"The Company's beer was so bad the profits couldn't service the mortgage on the City Tavern even in a hard-drinking town like ours."-- Mevrouw Jackie Lambert in
The Mevrouw Who Saved Manhattan.
In 1642, the West India Company built the Stadts Herbergh, the City Tavern, at the corner of Coenties Alley and Pearl Street. While the stone building was intended to be a respectable inn for travelers visiting the growing colony, its patrons were more frequently brawling drunks, refugees fleeing wars with the Indians or men jailed for running afoul of the authorities.
In one infamous incident, several Dutchmen and their wives were enjoying a private dinner when John Underhill burst into the room. The Englishman Underhill was none too popular, having brought fifty soldiers to fight Indians in what the townspeople considered a war started when Director Kieft brutally massacred a local tribe.
When the dinner's host refused to drink with him, Underhill and his companions drew swords and began smashing up the tavern. "Clear out," Underhill thundered, "for I shall strike at random." When the soldiers summoned could not quell the Englishman's fury, the guests decided discretion was the better part of valor. "To prevent more serious mischief, yea, even bloodshed," one testified, "we broke up our pleasant party."
In subsequent years, Englishmen more likely occupied the tavern as prisoners.

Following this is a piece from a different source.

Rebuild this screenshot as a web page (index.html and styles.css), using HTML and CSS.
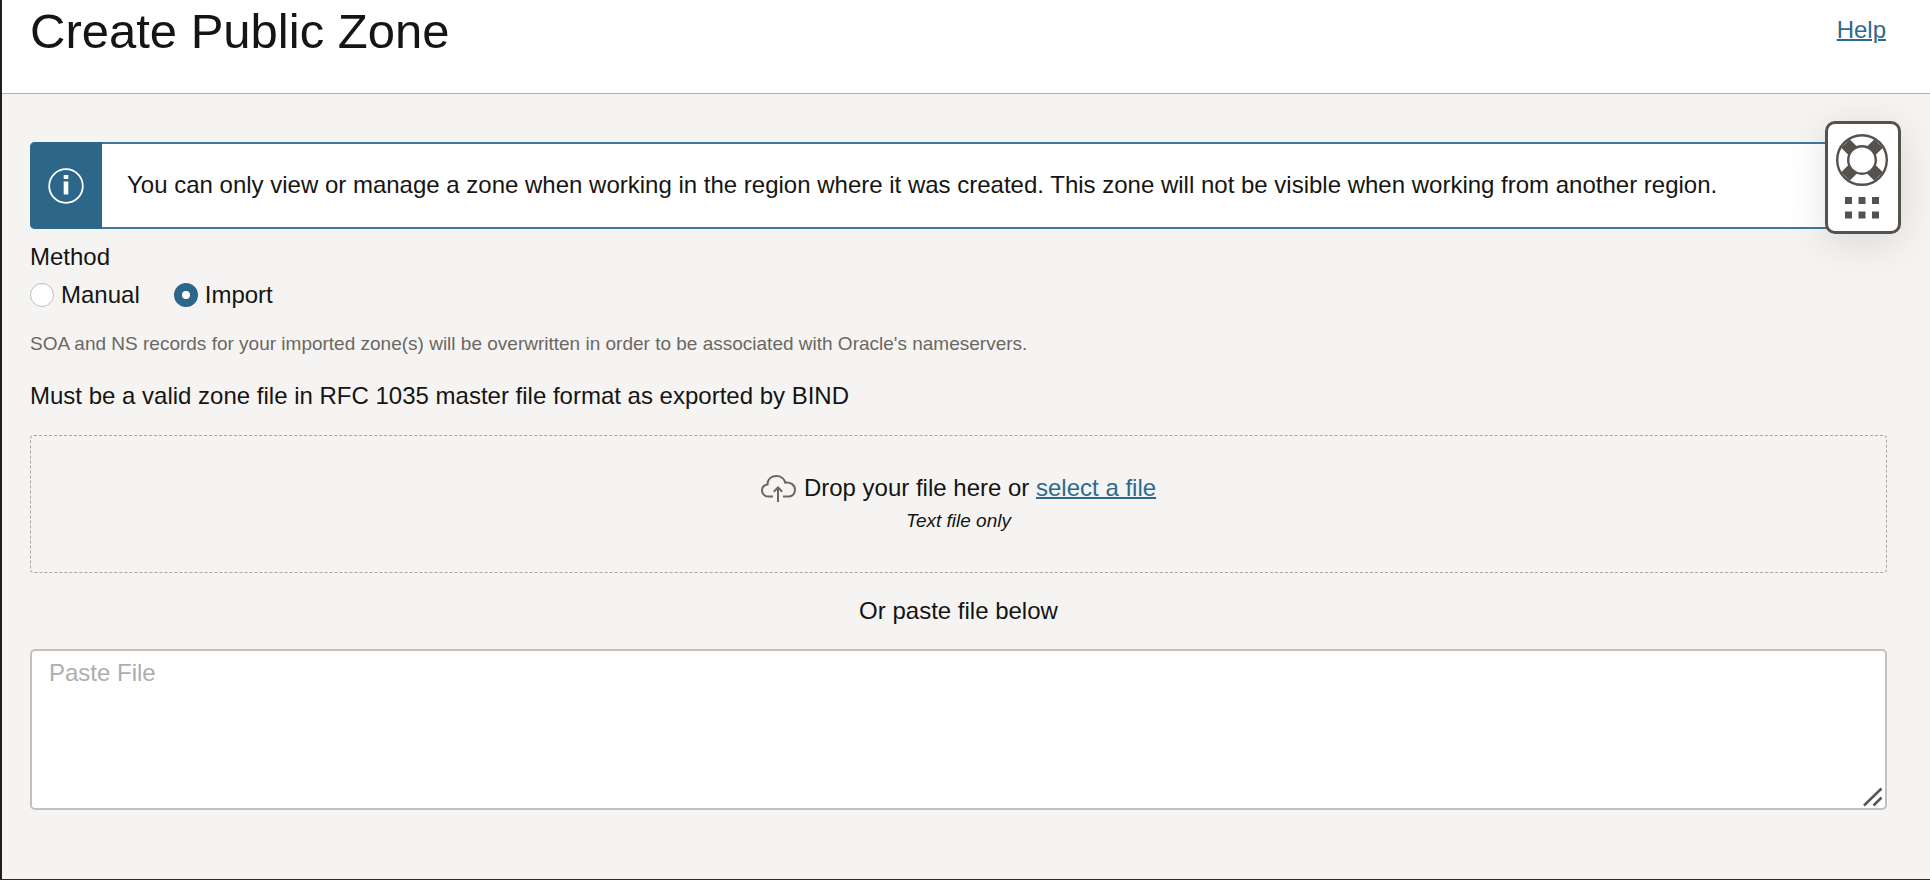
FILE: index.html
```html
<!DOCTYPE html>
<html lang="en">
<head>
<meta charset="utf-8">
<title>Create Public Zone</title>
<link rel="stylesheet" href="styles.css">
</head>
<body>
<header class="header">
  <h1 class="title">Create Public Zone</h1>
  <a class="link" href="#help">Help</a>
</header>
<main class="content">
  <div class="alert" role="note">
    <div class="alert-badge">
      <svg width="36" height="36" viewBox="0 0 36 36" aria-hidden="true">
        <circle cx="18" cy="18" r="16.8" fill="none" stroke="#fff" stroke-width="1.800"/>
        <path d="M15.700 7h4.600v4h-4.600zM15.700 13.500h4.600v13h-4.600z" fill="#fff"/>
      </svg>
    </div>
    <p class="alert-text">You can only view or manage a zone when working in the region where it was created. This zone will not be visible when working from another region.</p>
  </div>
  <fieldset class="method">
    <legend class="legend">Method</legend>
    <div class="options">
      <label class="option"><input class="radio" type="radio" name="method" value="manual">Manual</label>
      <label class="option"><input class="radio" type="radio" name="method" value="import" checked>Import</label>
    </div>
  </fieldset>
  <p class="hint">SOA and NS records for your imported zone(s) will be overwritten in order to be associated with Oracle's nameservers.</p>
  <p class="format">Must be a valid zone file in RFC 1035 master file format as exported by BIND</p>
  <div class="drop">
    <div class="drop-row">
      <svg class="cloud" width="35" height="27" viewBox="0 0 35 27" fill="none" stroke="#6b6762" stroke-width="2" aria-hidden="true">
        <path d="M12 21.500H7C3.500 21.500 1 18.500 1 15.500C1 12 3.500 10 6.500 9.500C6.500 4 10.500 1 15.500 1C20 1 23.300 4 24.300 7.700C29.500 7 34 10 34 14.800C34 19 31 21.500 28 21.500H22"/>
        <path d="M17 27V12.500M12.800 16.700L17 12.500L21.200 16.700"/>
      </svg>
      <span>Drop your file here or <a class="link" href="#select">select a file</a></span>
    </div>
    <em class="drop-note">Text file only</em>
  </div>
  <label class="paste-label" for="paste">Or paste file below</label>
  <div class="paste">
    <textarea class="paste-input" id="paste" placeholder="Paste File"></textarea>
    <svg class="grip" width="20" height="20" viewBox="0 0 20 20" fill="none" stroke="#55565a" stroke-width="2.500" aria-hidden="true">
      <path d="M1 18.500L18.500 1.500M10.500 18.500L18.500 10.500"/>
    </svg>
  </div>
</main>
<button class="support" type="button" aria-label="Support">
  <svg width="52" height="86" viewBox="0 0 52 86" aria-hidden="true">
    <circle cx="26" cy="26" r="24.800" fill="#fff" stroke="#55524e" stroke-width="2.400"/>
    <path d="M9.400 9.400L42.600 42.600M42.600 9.400L9.400 42.600" stroke="#55524e" stroke-width="12"/>
    <circle cx="26" cy="26" r="13.800" fill="#fff" stroke="#55524e" stroke-width="2.400"/>
    <path d="M9 63h7v7H9zM22.500 63h7v7h-7zM36 63h7v7h-7zM9 77.500h7v7H9zM22.500 77.500h7v7h-7zM36 77.500h7v7h-7z" fill="#55524e"/>
  </svg>
</button>
</body>
</html>
```
FILE: styles.css
```css
* { box-sizing: border-box; }
body {
  margin: 0;
  min-height: 100vh;
  display: flex;
  flex-direction: column;
  position: relative;
  background: #f5f4f2;
  border-left: 2px solid #1f1f1f;
  border-bottom: 1px solid #2b2b2b;
  color: #161513;
  font: 24px/28px "Liberation Sans", Arial, sans-serif;
}
p, h1 { margin: 0; }
.header {
  display: flex;
  justify-content: space-between;
  align-items: flex-start;
  padding: 3px 44px 34px 28px;
  background: #fff;
  border-bottom: 1px solid #b5b0ab;
}
.title { font-size: 49px; line-height: 56px; font-weight: 400; }
.header .link { margin-top: 13px; }
.link { color: #2c6a8f; text-decoration: underline; text-decoration-thickness: 2px; }
.content {
  display: flex;
  flex-direction: column;
  padding: 48px 43px 0 28px;
}
.alert {
  display: flex;
  min-height: 87px;
  background: #fff;
  border: 2px solid #3f789a;
  border-radius: 5px;
}
.alert-badge {
  display: flex;
  align-items: center;
  justify-content: center;
  width: 72px;
  flex: none;
  margin: -2px 0 -2px -2px;
  background: #2c6789;
  border-radius: 5px 0 0 5px;
}
.alert-text { align-self: center; padding: 0 25px 2px; }
.method { margin: 14px 0 0; padding: 0; border: 0; min-width: 0; }
.legend { padding: 0; }
.options { display: flex; gap: 34px; padding-top: 10px; }
.option { display: flex; align-items: center; gap: 7px; }
.radio {
  appearance: none;
  width: 24px;
  height: 24px;
  margin: 0;
  background: #fff;
  border: 1px solid #bcbfc2;
  border-radius: 50%;
}
.radio:checked { border: 8px solid #2c6789; }
.hint { margin-top: 24px; font-size: 19px; line-height: 22px; color: #6b6762; }
.format { margin-top: 27px; }
.drop {
  display: flex;
  flex-direction: column;
  align-items: center;
  gap: 8px;
  margin-top: 25px;
  padding: 38px 16px 40px;
  border: 1px dashed #aaa7a2;
  border-radius: 4px;
}
.drop-row { display: flex; align-items: center; gap: 8px; }
.drop-note { font-size: 19px; line-height: 22px; }
.paste-label { align-self: center; margin-top: 24px; }
.paste { position: relative; display: flex; margin-top: 24px; }
.paste-input {
  flex: 1;
  height: 161px;
  padding: 8px 17px;
  border: 2px solid #c4c0bb;
  border-radius: 5px;
  background: #fff;
  color: #161513;
  font: inherit;
  resize: none;
}
.paste-input::placeholder { color: #aeaeae; }
.grip { position: absolute; right: 4px; bottom: 3px; }
.support {
  position: absolute;
  top: 121px;
  right: 29px;
  display: flex;
  padding: 10px 10px 11px 8px;
  background: #fff;
  border: 3px solid #55524e;
  border-radius: 10px;
  box-shadow: 0 8px 40px rgba(0, 0, 0, 0.12);
}
```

A Scotsman claiming all of Long Island for an English Earl involuntarily made his home there, as did George Baxter, a member of Stuyvesant's Council until he raised the Britannia Cross on Long Island during one of the wars with England.
When Holland forced the West India Company to let New Amsterdam form a municipal government, the Company decided the tavern's profits didn't justify the mortgage payments. In return for assuming the debt, it turned the building over to the town for the Stadt Huys, or City Hall.
Even before, the tavern was used for judicial proceedings such as The Great Shirt Case of 1646. A sailor Claes Pietersen accused Jan Jansen of stealing two shirts. No, Jansen said, the shirts in his possession resembled those he had bought in Amsterdam. Finding no fault with Pietersen, the court awarded him the shirts on condition that when he next returned to Holland, he point out the Amsterdam shop where he bought them.
On a more convivial note, the town fathers feted Director Stuyvesant. "As the Right Honorable intends to depart," the burgomasters noted before Stuyvesant sailed for the Caribbean, we "shall complent him before he take his gallant voyage ... and provide a gay repast ... in the Council Chamber." This was a quite unusual affair as Stuyvesant and the town fathers typically fought each other tooth and nail.